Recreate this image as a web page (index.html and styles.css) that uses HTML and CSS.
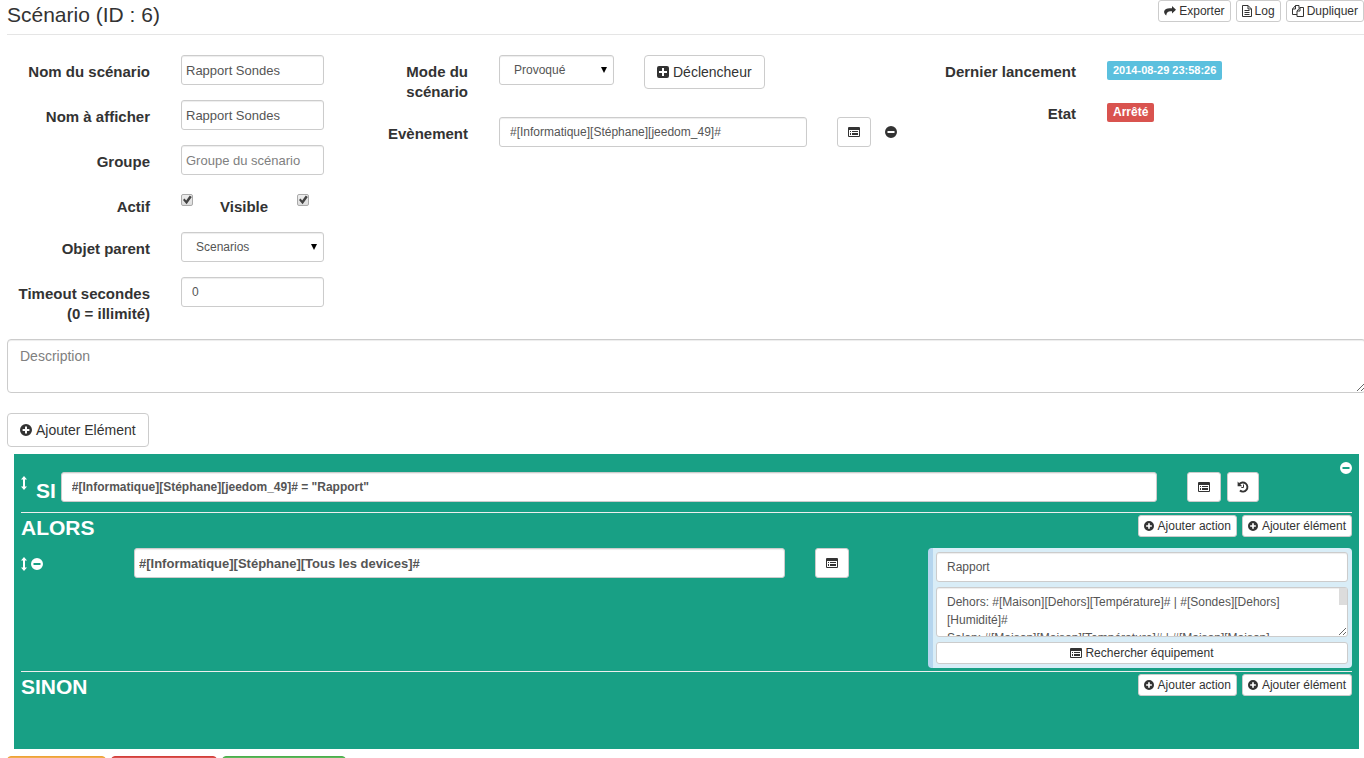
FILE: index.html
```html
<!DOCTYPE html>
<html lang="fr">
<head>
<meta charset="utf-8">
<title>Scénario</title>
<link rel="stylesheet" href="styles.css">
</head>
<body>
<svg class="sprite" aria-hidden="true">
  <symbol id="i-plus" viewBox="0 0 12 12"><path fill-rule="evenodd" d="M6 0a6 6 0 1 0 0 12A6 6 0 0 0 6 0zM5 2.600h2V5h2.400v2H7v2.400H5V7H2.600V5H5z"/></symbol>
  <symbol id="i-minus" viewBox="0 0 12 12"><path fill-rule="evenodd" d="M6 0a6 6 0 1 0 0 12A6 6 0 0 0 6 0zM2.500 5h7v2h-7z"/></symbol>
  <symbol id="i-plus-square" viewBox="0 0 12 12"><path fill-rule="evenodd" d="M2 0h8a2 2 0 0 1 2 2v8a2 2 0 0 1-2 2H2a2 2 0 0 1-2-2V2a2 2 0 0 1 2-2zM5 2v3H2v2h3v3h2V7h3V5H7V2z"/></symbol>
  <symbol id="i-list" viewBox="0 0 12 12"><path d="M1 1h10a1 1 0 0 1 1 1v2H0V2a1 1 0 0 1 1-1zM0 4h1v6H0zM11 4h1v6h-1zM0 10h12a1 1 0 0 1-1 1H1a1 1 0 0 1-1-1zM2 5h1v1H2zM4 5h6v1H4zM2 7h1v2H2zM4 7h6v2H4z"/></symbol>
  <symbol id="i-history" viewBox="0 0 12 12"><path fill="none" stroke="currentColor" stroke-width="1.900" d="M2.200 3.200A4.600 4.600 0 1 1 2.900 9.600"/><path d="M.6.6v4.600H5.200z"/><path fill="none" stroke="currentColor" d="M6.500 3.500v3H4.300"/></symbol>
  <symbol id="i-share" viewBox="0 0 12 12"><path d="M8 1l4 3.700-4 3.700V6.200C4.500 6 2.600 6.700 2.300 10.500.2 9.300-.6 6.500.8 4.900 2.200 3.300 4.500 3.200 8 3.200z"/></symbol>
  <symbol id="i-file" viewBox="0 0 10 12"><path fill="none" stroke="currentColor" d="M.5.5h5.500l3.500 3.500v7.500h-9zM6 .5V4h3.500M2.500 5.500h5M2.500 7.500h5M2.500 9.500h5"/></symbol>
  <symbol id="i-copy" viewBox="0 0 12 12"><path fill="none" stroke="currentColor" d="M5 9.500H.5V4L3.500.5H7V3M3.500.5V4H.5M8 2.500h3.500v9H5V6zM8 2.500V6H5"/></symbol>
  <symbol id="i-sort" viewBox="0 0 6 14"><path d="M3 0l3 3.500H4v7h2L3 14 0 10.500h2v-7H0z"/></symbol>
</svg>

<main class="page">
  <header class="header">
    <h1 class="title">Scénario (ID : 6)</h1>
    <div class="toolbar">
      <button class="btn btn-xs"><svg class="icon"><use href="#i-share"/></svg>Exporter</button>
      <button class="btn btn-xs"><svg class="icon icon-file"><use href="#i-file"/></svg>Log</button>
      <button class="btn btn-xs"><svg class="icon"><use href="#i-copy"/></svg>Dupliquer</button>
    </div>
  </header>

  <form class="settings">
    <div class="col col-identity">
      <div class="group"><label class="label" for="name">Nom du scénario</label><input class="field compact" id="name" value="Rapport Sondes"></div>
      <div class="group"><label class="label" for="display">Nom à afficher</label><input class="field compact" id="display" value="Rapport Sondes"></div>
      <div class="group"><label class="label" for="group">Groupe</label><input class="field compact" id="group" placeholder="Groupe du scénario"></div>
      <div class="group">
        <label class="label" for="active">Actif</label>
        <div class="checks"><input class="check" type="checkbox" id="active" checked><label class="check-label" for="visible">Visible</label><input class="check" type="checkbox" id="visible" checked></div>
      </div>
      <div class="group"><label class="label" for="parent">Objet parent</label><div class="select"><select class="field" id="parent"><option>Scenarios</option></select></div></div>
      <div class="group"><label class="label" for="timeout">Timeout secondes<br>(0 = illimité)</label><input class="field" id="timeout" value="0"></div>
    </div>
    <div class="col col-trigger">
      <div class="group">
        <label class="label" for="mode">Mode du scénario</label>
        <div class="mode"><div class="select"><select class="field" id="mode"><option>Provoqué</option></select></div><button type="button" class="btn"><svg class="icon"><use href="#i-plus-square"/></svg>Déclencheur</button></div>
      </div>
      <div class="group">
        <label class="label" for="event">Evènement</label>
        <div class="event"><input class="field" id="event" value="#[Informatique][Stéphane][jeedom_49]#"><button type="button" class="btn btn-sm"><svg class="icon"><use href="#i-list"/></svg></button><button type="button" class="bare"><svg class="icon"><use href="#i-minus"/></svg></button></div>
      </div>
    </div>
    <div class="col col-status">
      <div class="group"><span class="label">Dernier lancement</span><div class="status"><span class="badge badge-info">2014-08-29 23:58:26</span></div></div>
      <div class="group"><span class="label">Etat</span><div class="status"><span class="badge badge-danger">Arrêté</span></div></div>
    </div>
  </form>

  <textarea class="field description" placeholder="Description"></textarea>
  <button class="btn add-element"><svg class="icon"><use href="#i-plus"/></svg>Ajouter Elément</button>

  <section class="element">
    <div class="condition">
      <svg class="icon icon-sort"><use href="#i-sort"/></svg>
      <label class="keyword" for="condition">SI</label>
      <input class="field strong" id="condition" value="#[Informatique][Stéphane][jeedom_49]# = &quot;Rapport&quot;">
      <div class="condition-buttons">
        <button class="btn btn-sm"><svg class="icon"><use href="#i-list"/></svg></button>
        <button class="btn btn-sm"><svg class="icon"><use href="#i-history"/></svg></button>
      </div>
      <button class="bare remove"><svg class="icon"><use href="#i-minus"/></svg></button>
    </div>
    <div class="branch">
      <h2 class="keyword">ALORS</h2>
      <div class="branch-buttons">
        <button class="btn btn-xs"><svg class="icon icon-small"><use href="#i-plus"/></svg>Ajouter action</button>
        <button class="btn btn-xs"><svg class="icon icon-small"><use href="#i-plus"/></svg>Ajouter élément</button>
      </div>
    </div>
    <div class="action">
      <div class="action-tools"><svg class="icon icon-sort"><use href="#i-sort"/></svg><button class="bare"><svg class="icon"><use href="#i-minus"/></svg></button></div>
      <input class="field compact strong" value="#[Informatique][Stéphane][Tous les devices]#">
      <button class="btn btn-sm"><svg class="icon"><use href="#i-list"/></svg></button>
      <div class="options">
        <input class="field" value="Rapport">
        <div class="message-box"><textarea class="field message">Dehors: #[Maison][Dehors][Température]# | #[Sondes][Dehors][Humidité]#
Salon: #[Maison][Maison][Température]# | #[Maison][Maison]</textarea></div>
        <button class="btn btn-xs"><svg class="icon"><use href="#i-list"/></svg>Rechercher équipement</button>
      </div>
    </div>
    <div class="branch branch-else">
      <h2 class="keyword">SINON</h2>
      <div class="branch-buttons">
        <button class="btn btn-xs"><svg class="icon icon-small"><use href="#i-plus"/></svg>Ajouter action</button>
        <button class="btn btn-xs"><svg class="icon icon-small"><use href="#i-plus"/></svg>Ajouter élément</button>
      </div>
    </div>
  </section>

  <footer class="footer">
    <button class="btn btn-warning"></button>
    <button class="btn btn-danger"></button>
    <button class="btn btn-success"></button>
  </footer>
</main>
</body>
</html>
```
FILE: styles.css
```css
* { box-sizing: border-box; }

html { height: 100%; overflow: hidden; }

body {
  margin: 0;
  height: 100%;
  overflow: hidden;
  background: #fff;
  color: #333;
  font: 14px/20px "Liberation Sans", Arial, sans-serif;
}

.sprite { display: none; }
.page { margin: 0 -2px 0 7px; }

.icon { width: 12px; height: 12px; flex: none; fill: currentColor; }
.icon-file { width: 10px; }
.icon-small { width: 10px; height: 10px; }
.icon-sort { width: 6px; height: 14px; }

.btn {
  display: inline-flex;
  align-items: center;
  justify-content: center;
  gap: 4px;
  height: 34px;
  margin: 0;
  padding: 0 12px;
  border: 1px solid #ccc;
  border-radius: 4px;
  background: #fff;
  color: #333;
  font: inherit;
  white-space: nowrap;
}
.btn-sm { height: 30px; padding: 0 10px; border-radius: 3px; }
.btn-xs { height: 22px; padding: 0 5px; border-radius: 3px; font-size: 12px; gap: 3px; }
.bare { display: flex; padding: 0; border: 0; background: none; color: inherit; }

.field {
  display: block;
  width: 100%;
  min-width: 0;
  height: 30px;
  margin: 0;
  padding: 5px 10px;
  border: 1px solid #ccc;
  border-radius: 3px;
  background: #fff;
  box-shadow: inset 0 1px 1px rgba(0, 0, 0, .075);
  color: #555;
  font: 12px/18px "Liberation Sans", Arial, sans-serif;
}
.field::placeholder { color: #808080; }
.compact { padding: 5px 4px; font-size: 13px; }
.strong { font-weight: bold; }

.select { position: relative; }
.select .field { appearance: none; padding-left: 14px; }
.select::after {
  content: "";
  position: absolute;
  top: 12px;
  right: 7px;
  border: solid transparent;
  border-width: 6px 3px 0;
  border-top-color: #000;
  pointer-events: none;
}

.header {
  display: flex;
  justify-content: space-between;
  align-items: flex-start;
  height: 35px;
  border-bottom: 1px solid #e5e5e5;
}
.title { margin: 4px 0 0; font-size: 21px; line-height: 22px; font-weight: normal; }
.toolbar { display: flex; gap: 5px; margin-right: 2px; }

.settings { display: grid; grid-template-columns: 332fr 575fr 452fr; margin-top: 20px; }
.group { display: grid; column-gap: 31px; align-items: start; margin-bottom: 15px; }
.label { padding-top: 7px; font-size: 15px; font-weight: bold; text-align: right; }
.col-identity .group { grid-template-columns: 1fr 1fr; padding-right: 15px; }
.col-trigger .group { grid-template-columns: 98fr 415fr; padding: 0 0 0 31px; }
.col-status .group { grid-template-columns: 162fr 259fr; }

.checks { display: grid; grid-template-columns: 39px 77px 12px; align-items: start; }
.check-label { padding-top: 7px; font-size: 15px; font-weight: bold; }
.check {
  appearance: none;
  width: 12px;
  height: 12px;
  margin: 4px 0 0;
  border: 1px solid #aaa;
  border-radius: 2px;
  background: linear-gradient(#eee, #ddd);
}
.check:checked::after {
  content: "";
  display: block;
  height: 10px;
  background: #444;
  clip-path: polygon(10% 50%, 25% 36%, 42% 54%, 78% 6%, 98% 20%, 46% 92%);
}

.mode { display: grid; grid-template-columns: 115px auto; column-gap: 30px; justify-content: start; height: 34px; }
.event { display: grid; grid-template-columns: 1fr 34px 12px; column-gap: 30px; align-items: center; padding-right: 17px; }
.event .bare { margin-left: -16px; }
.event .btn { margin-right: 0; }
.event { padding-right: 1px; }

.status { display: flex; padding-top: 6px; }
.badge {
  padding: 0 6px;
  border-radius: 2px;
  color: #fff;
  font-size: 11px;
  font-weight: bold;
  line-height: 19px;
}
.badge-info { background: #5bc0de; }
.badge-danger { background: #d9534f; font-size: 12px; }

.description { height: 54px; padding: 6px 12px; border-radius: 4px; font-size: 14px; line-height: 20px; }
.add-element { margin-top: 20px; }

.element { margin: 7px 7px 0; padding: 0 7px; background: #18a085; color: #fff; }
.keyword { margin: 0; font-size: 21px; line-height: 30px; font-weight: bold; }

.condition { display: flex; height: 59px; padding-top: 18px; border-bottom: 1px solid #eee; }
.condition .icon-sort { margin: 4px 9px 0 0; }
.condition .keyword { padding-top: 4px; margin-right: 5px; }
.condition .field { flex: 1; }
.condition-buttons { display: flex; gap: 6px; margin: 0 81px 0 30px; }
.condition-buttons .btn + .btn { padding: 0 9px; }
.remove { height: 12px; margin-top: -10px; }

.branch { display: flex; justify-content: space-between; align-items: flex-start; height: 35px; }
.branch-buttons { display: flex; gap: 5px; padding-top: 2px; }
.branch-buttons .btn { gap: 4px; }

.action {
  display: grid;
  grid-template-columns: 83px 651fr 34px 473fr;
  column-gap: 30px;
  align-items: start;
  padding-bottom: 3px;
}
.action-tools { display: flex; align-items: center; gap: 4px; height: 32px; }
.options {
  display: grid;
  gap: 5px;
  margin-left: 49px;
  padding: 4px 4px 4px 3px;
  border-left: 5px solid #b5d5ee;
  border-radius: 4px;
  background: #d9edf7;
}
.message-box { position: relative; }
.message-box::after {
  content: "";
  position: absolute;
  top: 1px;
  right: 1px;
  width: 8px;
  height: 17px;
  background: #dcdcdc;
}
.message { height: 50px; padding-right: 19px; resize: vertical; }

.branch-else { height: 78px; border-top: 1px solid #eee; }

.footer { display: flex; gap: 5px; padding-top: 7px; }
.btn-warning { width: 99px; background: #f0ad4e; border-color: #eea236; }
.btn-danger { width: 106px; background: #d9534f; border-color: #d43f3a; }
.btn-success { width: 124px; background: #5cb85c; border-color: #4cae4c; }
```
....................
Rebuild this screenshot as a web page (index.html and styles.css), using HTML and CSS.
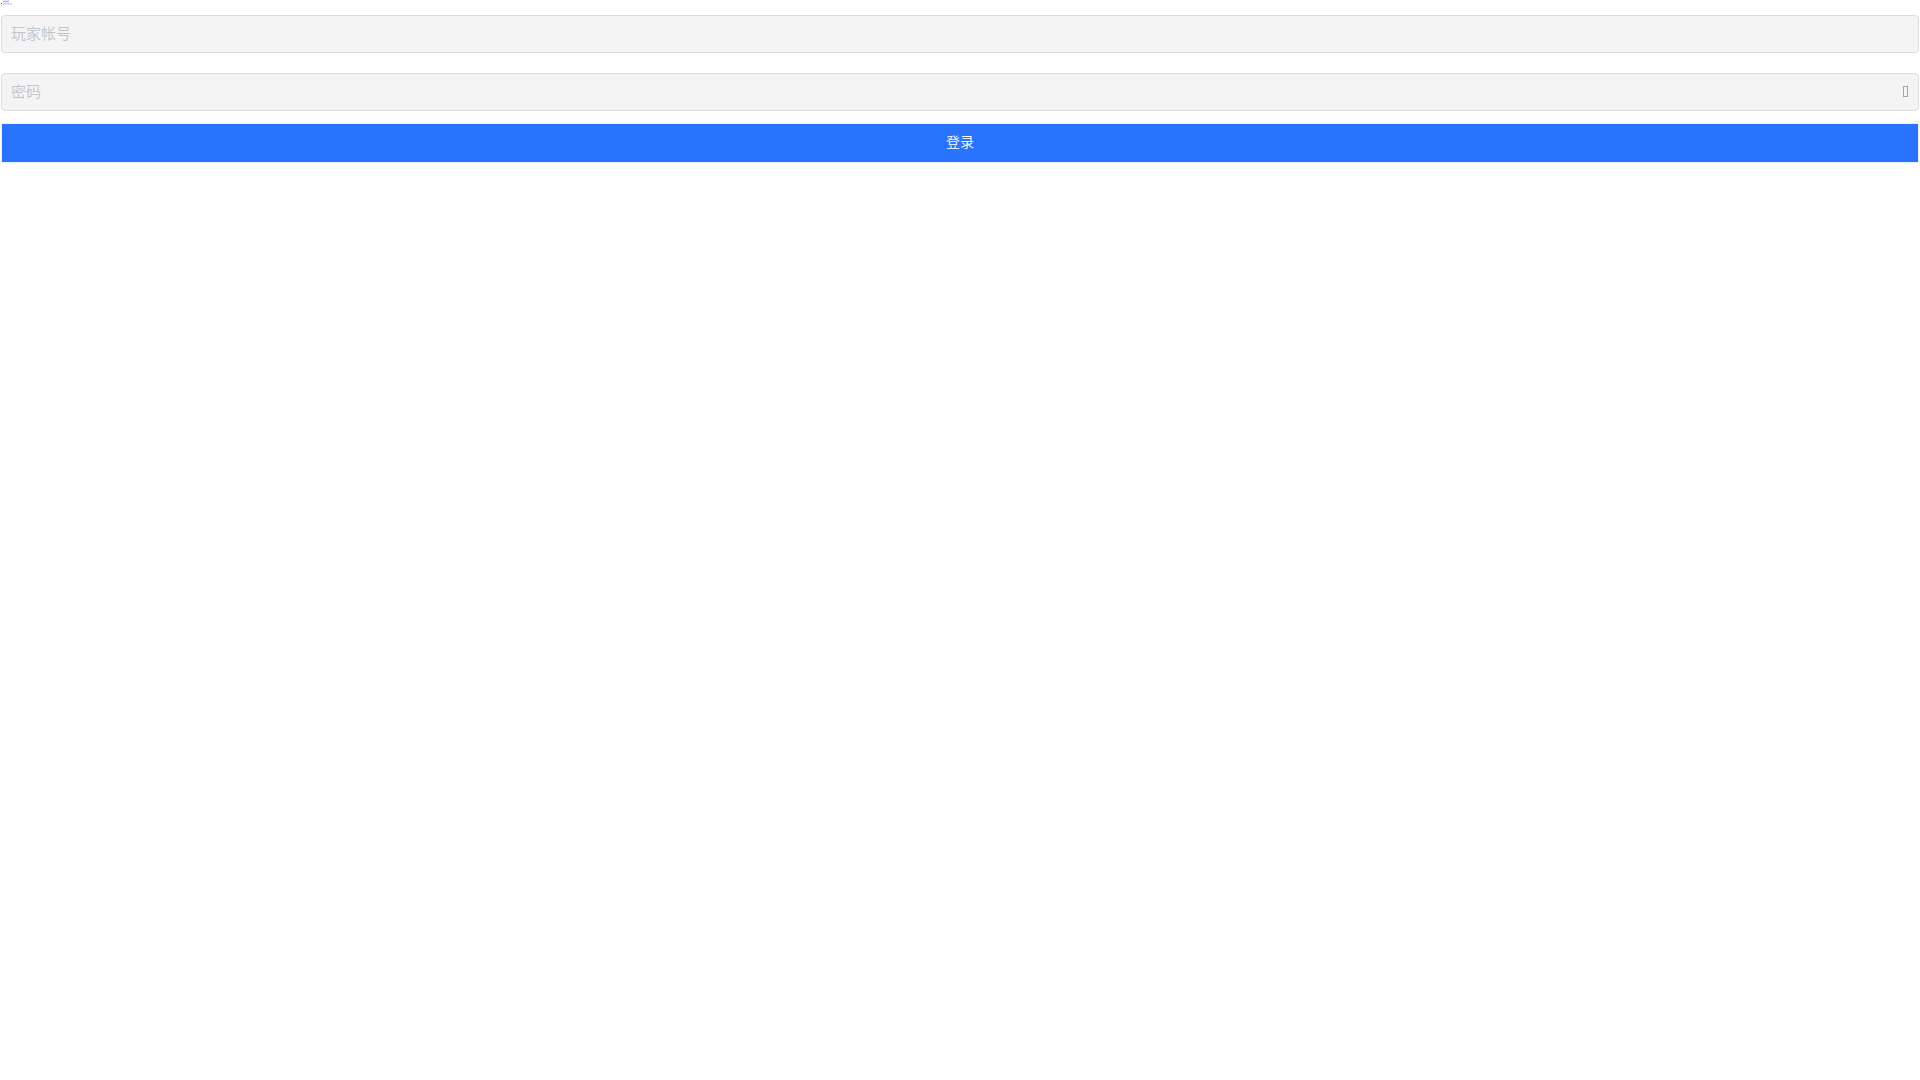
....................
Given task: Filter the listing above by the word "this"; copy each line that passes.

Output of the exercise:
Recreate this image as a web page (index.html and styles.css) that uses HTML and CSS.
Rebuild this screenshot as a web page (index.html and styles.css), using HTML and CSS.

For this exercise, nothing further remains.